An irreplaceable force for good in times of conflict

Why do libraries matter so much, then, that they call forth heroism, ingenuity and sacrifice in their defence in so many ways? Why do they matter so much that the enemies of their parent nations and communities are determined to destroy them?

At the level of nations and distinct ethnic groups, they are a crucial part of identity. At the level of the small community and the individual, the great truth is that reading brings strength. It supports the interior life of each reader and provides solace and escape. Reading is the route to information and knowledge, which are two related but separate things.

If modern public discourse has set up debatable versions called ‘my truth’, and ‘alternative facts’, nevertheless real factual evidence delivered through reading can be a powerful truth to set against the received and partisan wisdom imposed from outside. Each individual reader, from the school child who is just learning to read, to the experienced scholar, constructs their own knowledge from the information they find in books; and along with this knowledge come values, curiosity, judgment and wisdom. Those are the fundamental building blocks of power.

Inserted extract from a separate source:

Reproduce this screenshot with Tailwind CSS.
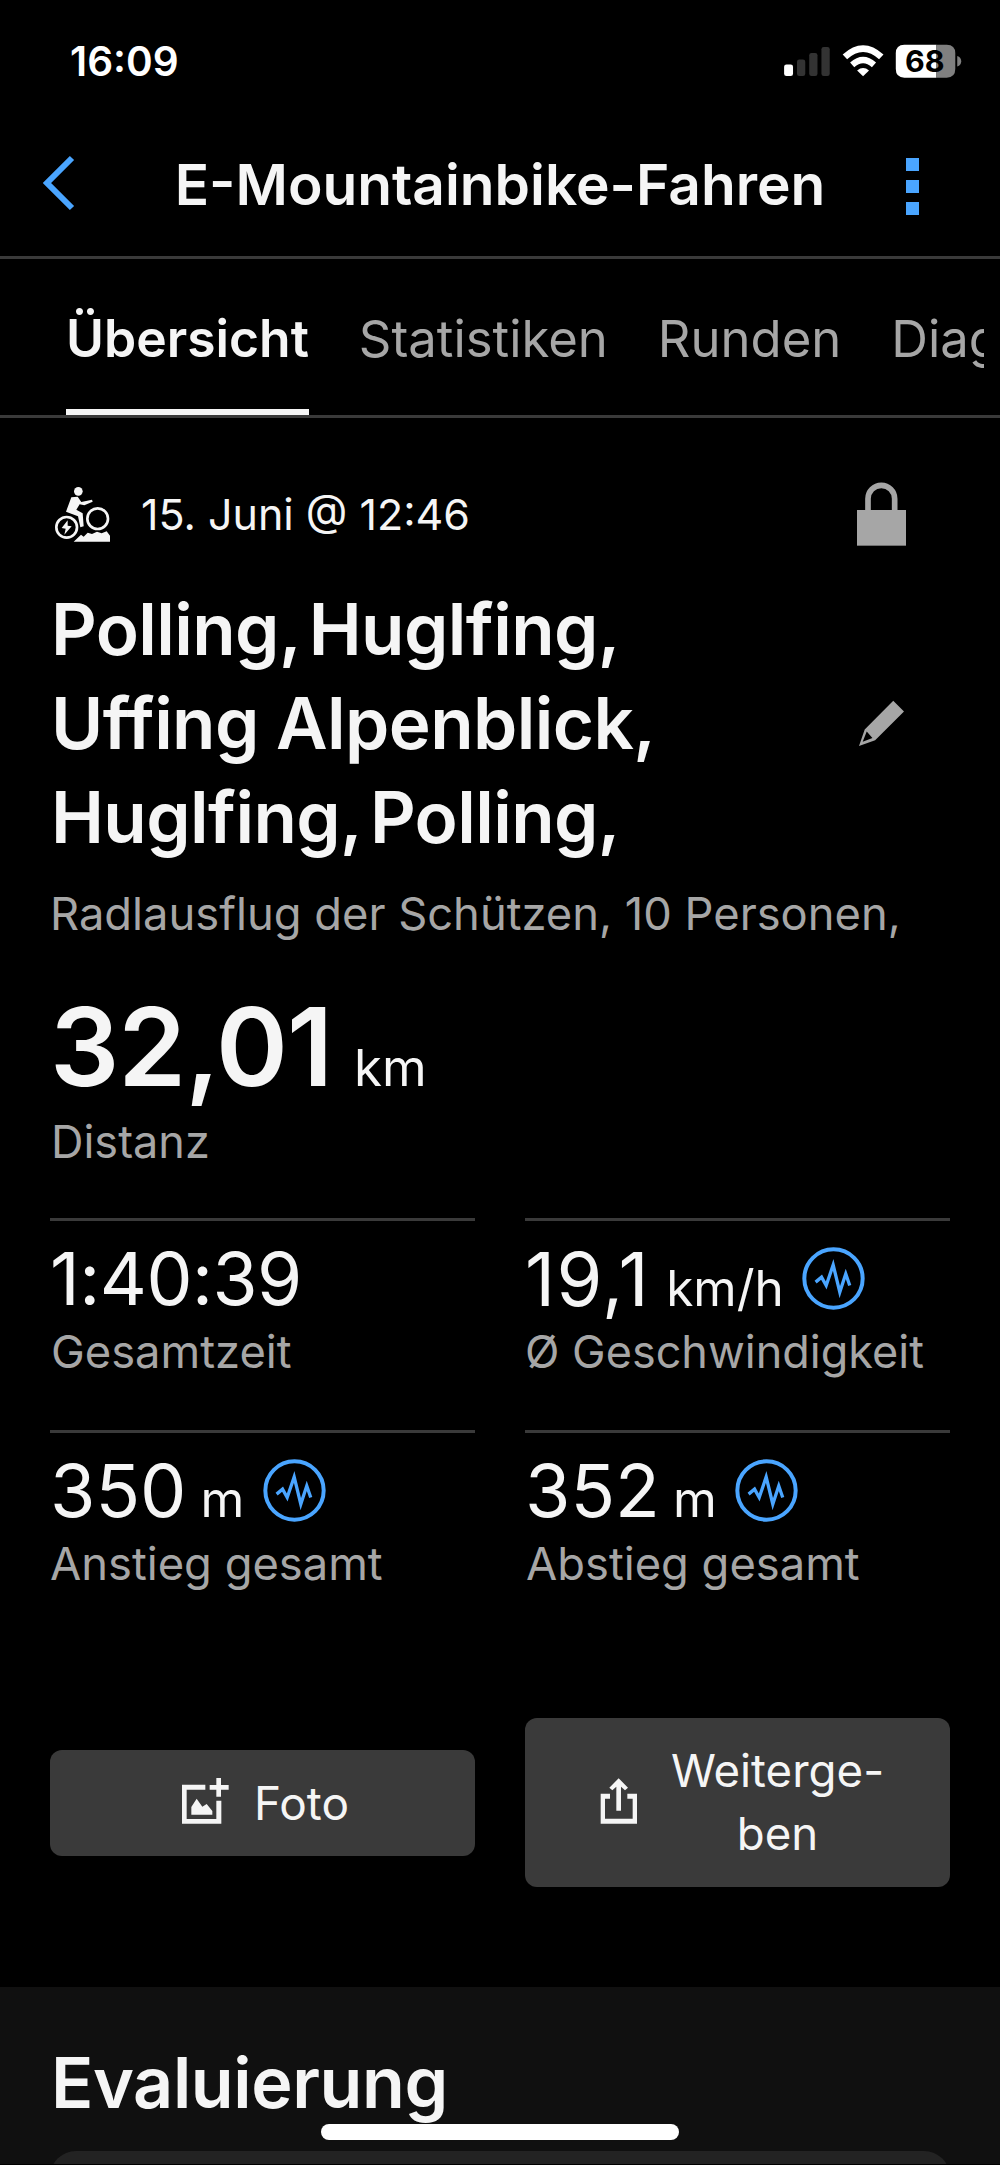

The victims of Nazism and its imitators knew that so long as libraries survived, their own national and ethnic culture and history could not be obliterated. The heirs to the traditional writings of Timbuktu’s historic scholars know that this priceless legacy contains the evidence of a learned culture and values that they can make better known and respected in the world. The children of Cameroon, Afghanistan, Syria, Ukraine and all too many other countries are learning against the odds, the priceless gifts that reading can give them. Libraries matter in a way that those of us who are fortunate enough to take them for granted need to understand. People everywhere who value democracy wish to hear the voices of their fellow citizens, and to know the truths of their own society. They know that libraries matter to them. In times of conflict, the determination of librarians, archivists and curators to preserve the power of reading is an irreplaceable force for good.